The inverse of $A+O(N^{-1})$

Question

Assume $A$ is invertible and I want to calculate $(A+O(N^{-1}))^{-1}$

I want to know if there exist any formula for it?

$O(N^{-1})$ is the big $O$ notation. That is the inverse of an invertible matrix $A$ plus some matrix which converge to $0$ as $N$ tends to infinity.

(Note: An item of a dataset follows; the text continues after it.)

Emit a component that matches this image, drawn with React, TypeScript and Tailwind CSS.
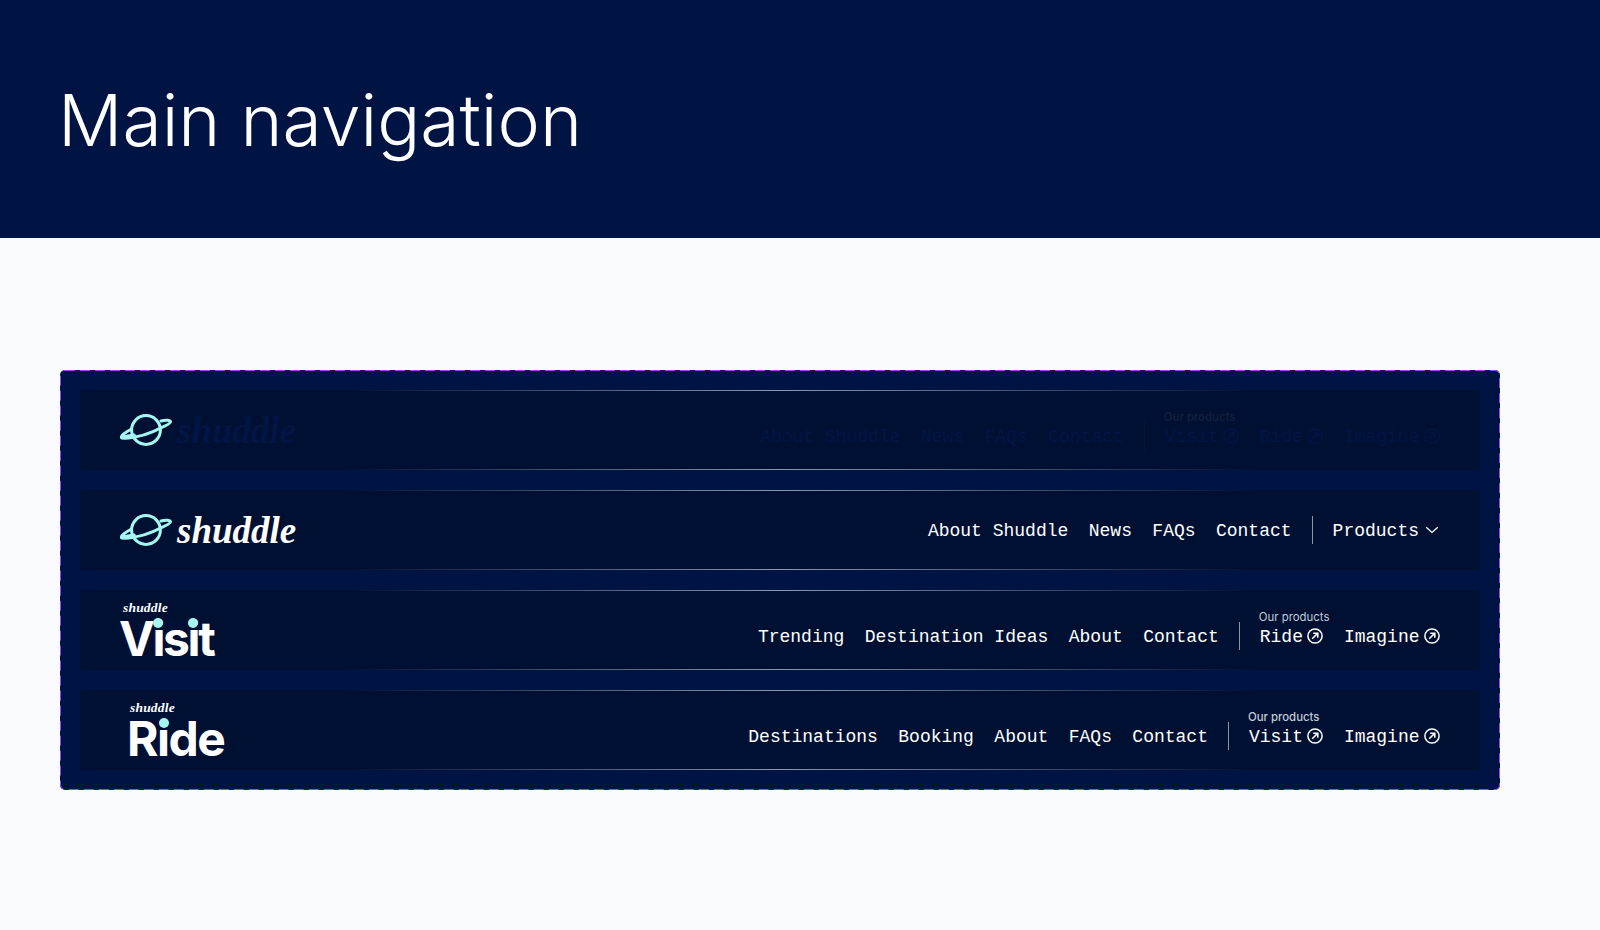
import React from "react";

const mono = "font-['Liberation_Mono','DejaVu_Sans_Mono',monospace]";

function Planet() {
  return (
    <svg width="52" height="32" viewBox="0 0 52 32" fill="none" className="shrink-0">
      <circle cx="26" cy="16" r="14.4" stroke="#A5F8F2" strokeWidth="3" />
      <path
        d="M11.5 15C5 18.5 0.5 22 1.5 23.6C3 25.6 21 23 33 17.6C42 13.5 51 9.5 50.5 7.6C50 6 45.5 5.8 41 7"
        stroke="#A5F8F2"
        strokeWidth="3"
        strokeLinecap="round"
        strokeLinejoin="round"
      />
      <path d="M2 23.4L14 21.4" stroke="#A5F8F2" strokeWidth="3.6" strokeLinecap="round" />
    </svg>
  );
}

function Arrow() {
  return (
    <svg width="16" height="16" viewBox="0 0 16 16" fill="none" className="shrink-0">
      <circle cx="8" cy="8" r="7.1" stroke="currentColor" strokeWidth="1.5" />
      <path d="M5.2 10.8L10.6 5.4M6.2 5.2H10.8V9.8" stroke="currentColor" strokeWidth="1.5" />
    </svg>
  );
}

function Chevron() {
  return (
    <svg width="16" height="16" viewBox="0 0 16 16" fill="none" className="shrink-0">
      <path d="M2.2 5.2L8 10.4L13.8 5.2" stroke="currentColor" strokeWidth="1.3" />
    </svg>
  );
}

function Script({ className }: { className: string }) {
  return (
    <span className={`font-['Liberation_Serif',serif] italic leading-none ${className}`}>shuddle</span>
  );
}

function SubBrand({
  word,
  dots,
  track,
  scriptOffset,
}: {
  word: string;
  dots: number[];
  track: string;
  scriptOffset: string;
}) {
  return (
    <div className="flex flex-col items-start">
      <Script className={`h-[14px] text-[13.5px] font-bold tracking-[0.2px] text-white ${scriptOffset}`} />
      <div
        className={`relative mt-[3px] font-['Inter',sans-serif] text-[48px] leading-[42px] font-bold text-white ${track}`}
      >
        {word}
        {dots.map((x) => (
          <span
            key={x}
            style={{ left: x }}
            className="absolute top-0 h-[10px] w-[10px] rounded-full bg-[#A5F8F2]"
          />
        ))}
      </div>
    </div>
  );
}

function Row({ children }: { children: React.ReactNode }) {
  return (
    <div className="relative flex h-[80px] items-center justify-between rounded-[4px] bg-[#001033] px-[40px]">
      <div className="absolute top-0 right-0 left-0 h-px bg-[linear-gradient(90deg,transparent_19%,#8c98ad_50%,transparent_84%)]" />
      <div className="absolute right-0 bottom-0 left-0 h-px bg-[linear-gradient(90deg,transparent_19%,#8c98ad_50%,transparent_84%)]" />
      {children}
    </div>
  );
}

function Links({ items, color }: { items: string[]; color: string }) {
  return (
    <div className={`flex translate-y-px items-center gap-[20.4px] ${mono} text-[18px] leading-[24px] ${color}`}>
      {items.map((t) => (
        <span key={t} className="whitespace-pre">
          {t}
        </span>
      ))}
    </div>
  );
}

function Products({
  items,
  color,
  labelColor,
  divider,
}: {
  items: string[];
  color: string;
  labelColor: string;
  divider: string;
}) {
  return (
    <div className="flex items-center">
      <div className={`mx-[20px] h-[28px] w-px ${divider}`} />
      <div className="relative">
        <span
          className={`absolute -top-[14px] -left-[1px] font-['Inter',sans-serif] text-[11.4px] leading-[14px] whitespace-nowrap ${labelColor}`}
        >
          Our products
        </span>
        <div className={`flex items-center gap-[20.4px] ${mono} text-[18px] leading-[24px] ${color}`}>
          {items.map((t) => (
            <span key={t} className="flex items-center gap-[4.5px]">
              <span className="translate-y-px">{t}</span>
              <Arrow />
            </span>
          ))}
        </div>
      </div>
    </div>
  );
}

export default function App() {
  return (
    <div className="min-h-[930px] bg-[#FAFBFF]">
      <header className="flex h-[238px] items-center bg-[#001444] pt-[4px] pl-[58px]">
        <h1 className="font-['Inter',sans-serif] text-[71.5px] leading-none font-light text-white">Main navigation</h1>
      </header>
      <main className="ml-[60px] w-[1440px] pt-[132px]">
        <section className="relative flex flex-col gap-[20px] rounded-[5px] bg-[#001443] p-[20px]">
          <svg
            width="1440"
            height="420"
            viewBox="0 0 1440 420"
            fill="none"
            className="pointer-events-none absolute top-0 left-0"
          >
            <rect x="0.5" y="0.5" width="1439" height="419" rx="4.5" stroke="#9747FF" strokeDasharray="10 5" />
          </svg>
          <Row>
            <div className="flex items-center gap-[5px]">
              <Planet />
              <Script className="text-[37px] font-bold text-[#001645]" />
            </div>
            <div className="flex items-center pt-[12px]">
              <Links items={["About Shuddle", "News", "FAQs", "Contact"]} color="text-[#001645]" />
              <Products
                items={["Visit", "Ride", "Imagine"]}
                color="text-[#001645]"
                labelColor="font-medium text-[#14213c]"
                divider="bg-[#001645]"
              />
            </div>
          </Row>
          <Row>
            <div className="flex items-center gap-[5px]">
              <Planet />
              <Script className="text-[37px] font-bold text-white" />
            </div>
            <div className="flex items-center text-white">
              <Links items={["About Shuddle", "News", "FAQs", "Contact"]} color="text-white" />
              <div className="mx-[20px] h-[28px] w-px bg-[#8b95a8]" />
              <span className={`flex items-center gap-[5px] ${mono} text-[18px] leading-[24px]`}>
                <span className="translate-y-px">Products</span>
                <Chevron />
              </span>
            </div>
          </Row>
          <Row>
            <div className="-ml-[1px]">
              <SubBrand word="Visit" dots={[34, 69]} track="tracking-[-2.4px]" scriptOffset="ml-[4px]" />
            </div>
            <div className="flex items-center pt-[12px]">
              <Links items={["Trending", "Destination Ideas", "About", "Contact"]} color="text-white" />
              <Products
                items={["Ride", "Imagine"]}
                color="text-white"
                labelColor="text-[#c4cad6]"
                divider="bg-[#8b95a8]"
              />
            </div>
          </Row>
          <Row>
            <div className="ml-[7px]">
              <SubBrand word="Ride" dots={[31.5]} track="tracking-[-1.5px]" scriptOffset="ml-[3px]" />
            </div>
            <div className="flex items-center pt-[12px]">
              <Links items={["Destinations", "Booking", "About", "FAQs", "Contact"]} color="text-white" />
              <Products
                items={["Visit", "Imagine"]}
                color="text-white"
                labelColor="font-medium text-[#c4cad6]"
                divider="bg-[#8b95a8]"
              />
            </div>
          </Row>
        </section>
      </main>
    </div>
  );
}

Is the following equality true? $$(A+O(N^{-1}))^{-1} = A^{-1}+O(N^{-1})?$$

Answer 1

you have to use the von Neumann series, see

http://en.wikipedia.org/wiki/Neumann_series

Answer 2

If $A$ is an invertible matrix, then so is $A + B = A (I + A^{-1} B)$ when $\|B\| < \|A^{-1}\|^{-1}$, and $(A + B)^{-1} = (I + A^{-1} B)^{-1} A^{-1} = A^{-1} - A^{-1} B A^{-1} + \ldots$. In particular, $\|(A+B)^{-1} - A^{-1}\| \le \dfrac{\|A^{-1}\|^2 \|B\|}{1 - \|A^{-1}\| \|B\|}$, which you can write as $(A + O(N^{-1}))^{-1} = A^{-1} + O(N^{-1})$.